"Other seeds fell on good soil and produced grain, some a hundredfold, some sixty, some thirty. He who has ears, let him hear.” - Matt 13:8-9
The Parable of the Sower is one of Jesus's most well known parables. In it He tells of a man who planted seeds on 4 different soils:
1. The Path
2. The Rocky Ground
3. Among the Thorns
4. The Good Soil
He later told His disciples that the seed represented the Word of God.
The seed produced nothing when it was planted in the first three soils. But when it was planted in the fourth soil, it produced up to a hundredfold return.
It is important to consider that the seed did not change. The exact same type of seed was planted on each of the different soils, but only in the fertile soil did it produce a harvest.
Have you ever wondered why the same Gospel has caused radically different reactions in different people? Does God favor some people? Does God only allow some to taste His goodness?
The Gospel acts as a nice self-help tool for some people, and it seems to cause anger and resentment in other people. The Gospel utterly transforms the lives of some people, and it has no seeming effect on others.
Same seed, different results. Why?
The seed is identical but the soil upon which it is planted is not.
The seed is the Word of God, and the soil is the state of our soul.
The Gospel does not transform everybody because not everybody desires to be transformed by it.

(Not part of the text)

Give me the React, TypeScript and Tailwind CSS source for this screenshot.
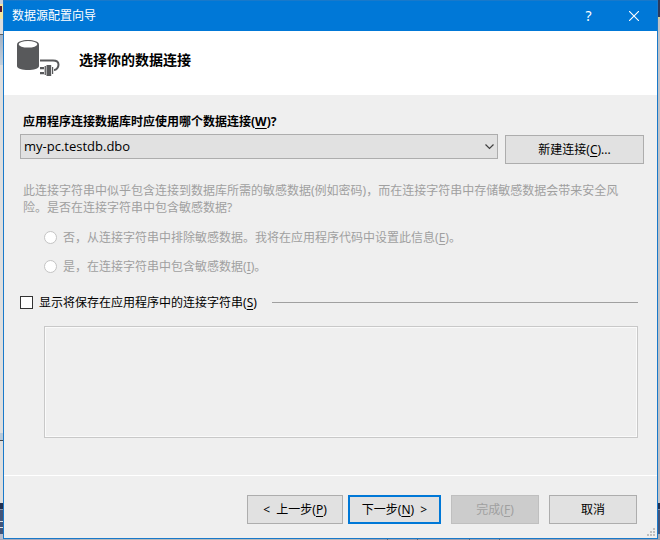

Many of us have grown content with weeds overtaking our gardens. We have no desire to clean our lives up. God cannot resist our free will. God cannot force us to choose His ways over our ways.
In order to be transformed by the Gospel, we do not need to attain to a certain level of intelligence, discipline, or power. We don't need to strive for anything. We don't need to work really hard to build something for ourselves. Rather we need to go the opposite direction. We must simply identify the weeds in the garden of our mind and begin plucking them out.
It will not be long before the soil becomes fertile enough for the Word to take root.
And when it does, there is no power in this world capable of stopping it from producing a plentiful harvest.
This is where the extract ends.